The Big 4, the multi-billion-dollar dinosaurs which in 2008 rule the corporate music industry, are slowly but surely erasing what little goodwill they’ve been able to retain after robbing their own customers and artists blind for decades.
“I’m on welfare,” said Howell, a part-time cab driver quoted in the East Valley Tribune who, “recorded hundreds of songs onto his computer and downloaded them onto his MP3 player so he could listen to them during his shifts.”
“They have janitors who make more than I do,” he went on. “What’s the use of suing someone with no money? They`re going after people who can`t defend themselves.”
Howell is the Jeffrey Howell who’s resisting all efforts by the Big 4′s RIAA (Recording Industry Association of America) to hang him out to dry for allegedly sharing copyrighted music files online.

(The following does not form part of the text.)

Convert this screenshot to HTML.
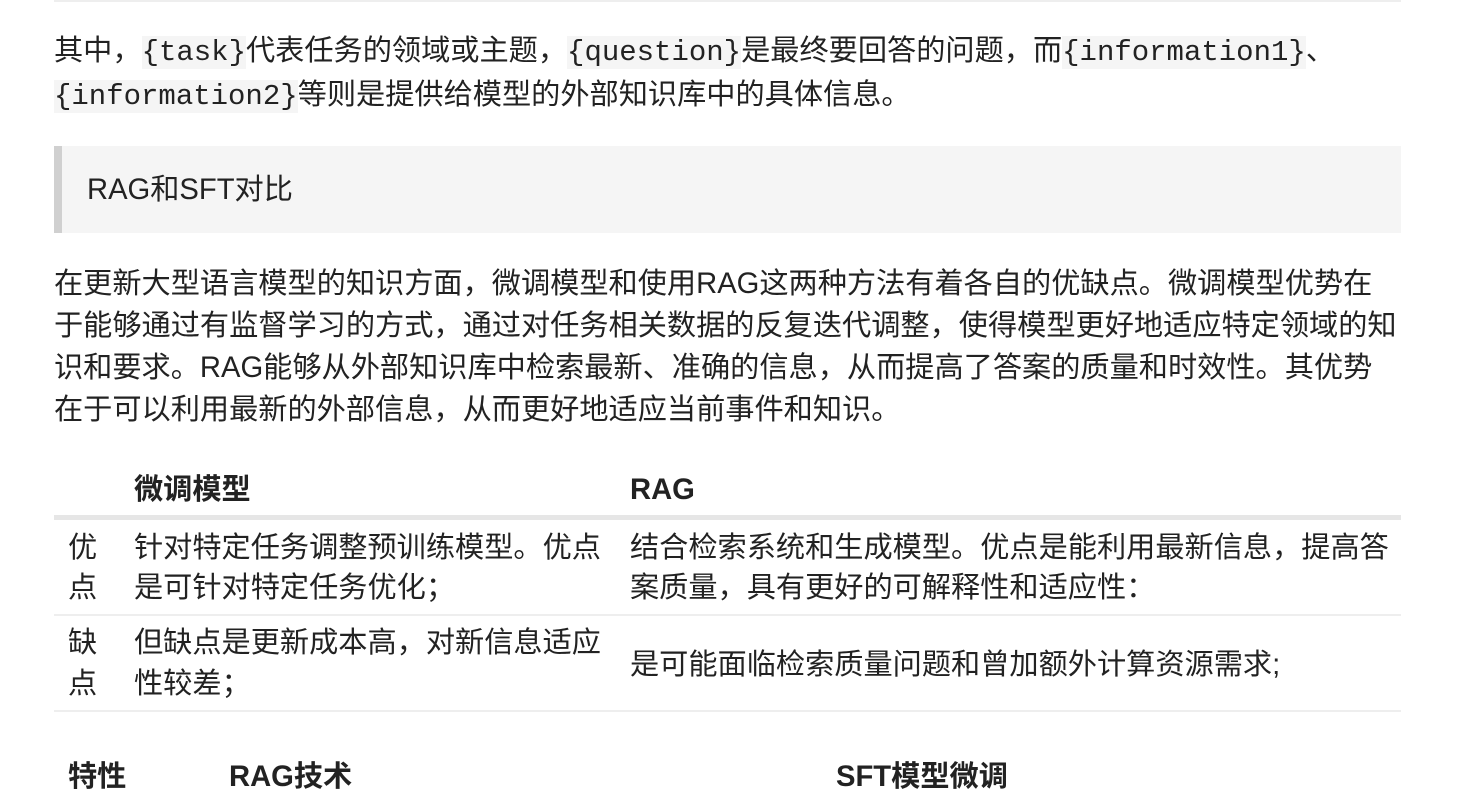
<!DOCTYPE html>
<html><head><meta charset="utf-8"><style>
body{margin:0;width:1467px;height:796px;overflow:hidden;background:#fff;font-family:"Liberation Sans","Noto Sans CJK SC",sans-serif;color:#222;font-size:29.2px;position:relative}
.a{position:absolute;white-space:nowrap;line-height:30px}
code{font-family:"Liberation Mono","DejaVu Sans Mono",monospace;background:#f5f5f5;font-size:29px;padding:0}
.b{font-weight:bold}
.hr{position:absolute;left:54px;width:1347px}
</style></head><body>
<div class="hr" style="top:0;height:2px;background:#eee"></div>
<div class="a" style="left:54px;top:36px">其中，<code>{task}</code>代表任务的领域或主题，<code>{question}</code>是最终要回答的问题，而<code>{information1}</code>、</div>
<div class="a" style="left:54px;top:80px"><code>{information2}</code>等则是提供给模型的外部知识库中的具体信息。</div>
<div class="hr" style="top:146px;height:87px;background:#f5f5f5;border-left:8px solid #d0d0d0;box-sizing:border-box"></div>
<div class="a" style="left:87px;top:175px">RAG和SFT对比</div>
<div class="a" style="left:54px;top:269px">在更新大型语言模型的知识方面，微调模型和使用RAG这两种方法有着各自的优缺点。微调模型优势在</div>
<div class="a" style="left:54px;top:311px">于能够通过有监督学习的方式，通过对任务相关数据的反复迭代调整，使得模型更好地适应特定领域的知</div>
<div class="a" style="left:54px;top:353px">识和要求。RAG能够从外部知识库中检索最新、准确的信息，从而提高了答案的质量和时效性。其优势</div>
<div class="a" style="left:54px;top:395px">在于可以利用最新的外部信息，从而更好地适应当前事件和知识。</div>
<div class="a b" style="left:134px;top:475px">微调模型</div>
<div class="a b" style="left:630px;top:475px">RAG</div>
<div class="hr" style="top:515px;height:5px;background:#e6e6e6"></div>
<div class="a" style="left:68px;top:533px">优</div><div class="a" style="left:68px;top:573px">点</div>
<div class="a" style="left:134px;top:533px">针对特定任务调整预训练模型。优点</div>
<div class="a" style="left:134px;top:573px">是可针对特定任务优化；</div>
<div class="a" style="left:630px;top:533px">结合检索系统和生成模型。优点是能利用最新信息，提高答</div>
<div class="a" style="left:630px;top:573px">案质量，具有更好的可解释性和适应性：</div>
<div class="hr" style="top:614px;height:2px;background:#eee"></div>
<div class="a" style="left:68px;top:628px">缺</div><div class="a" style="left:68px;top:669px">点</div>
<div class="a" style="left:134px;top:628px">但缺点是更新成本高，对新信息适应</div>
<div class="a" style="left:134px;top:669px">性较差；</div>
<div class="a" style="left:630px;top:650px">是可能面临检索质量问题和曾加额外计算资源需求;</div>
<div class="hr" style="top:710px;height:2px;background:#eee"></div>
<div class="a b" style="left:68px;top:762px">特性</div>
<div class="a b" style="left:229px;top:762px">RAG技术</div>
<div class="a b" style="left:836px;top:762px">SFT模型微调</div>
</body></html>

His case has attracted international attention, as well as creating an on- and offline media uproar with RIAA boss Carey Sherman trying to excuse a potentially devastating (for the RIAA) blunder by a Sony lawyer, giving evidence in the one and only case which has so far reached a jury, as mere ‘misspeaking’.
Rapp is quoted in the Syracuse Post-Standard and he practices in New York as well as Massachusetts .
Interestingly, he’s also a musician with his own band and as such, is probably one of the few lawyers with a genuinely intimate knowledge of what’s going down in the world of online music.
“I was at the Future of Music conference this fall,” he posts on Rapp on this, “and one of the speakers said, ‘Let`s face it, payment for music these days is entirely voluntary’.
He goes on:
And she was pretty much right. Thirty thousand lawsuits by the music industry against its core customers notwithstanding, you can find whatever you want for free on the Internet, or just cop a file from a friend, or, if you`re in a real pinch, you can buy the damn song. Music wants to be free, and music gets what it wants. And no amount of huffing, puffing, or litigating or legislating is going to change that. The era of Big Music is just about over. And you know what? More music is being made now than ever before in the history of the human race. And, like always, some of it is real good.
Rapp shows up in the Syracuse-Standard in a story featuring another RIAA victim, this time a student, Kasey Brooks, 20, a sophomore at Morrisville State College in New York.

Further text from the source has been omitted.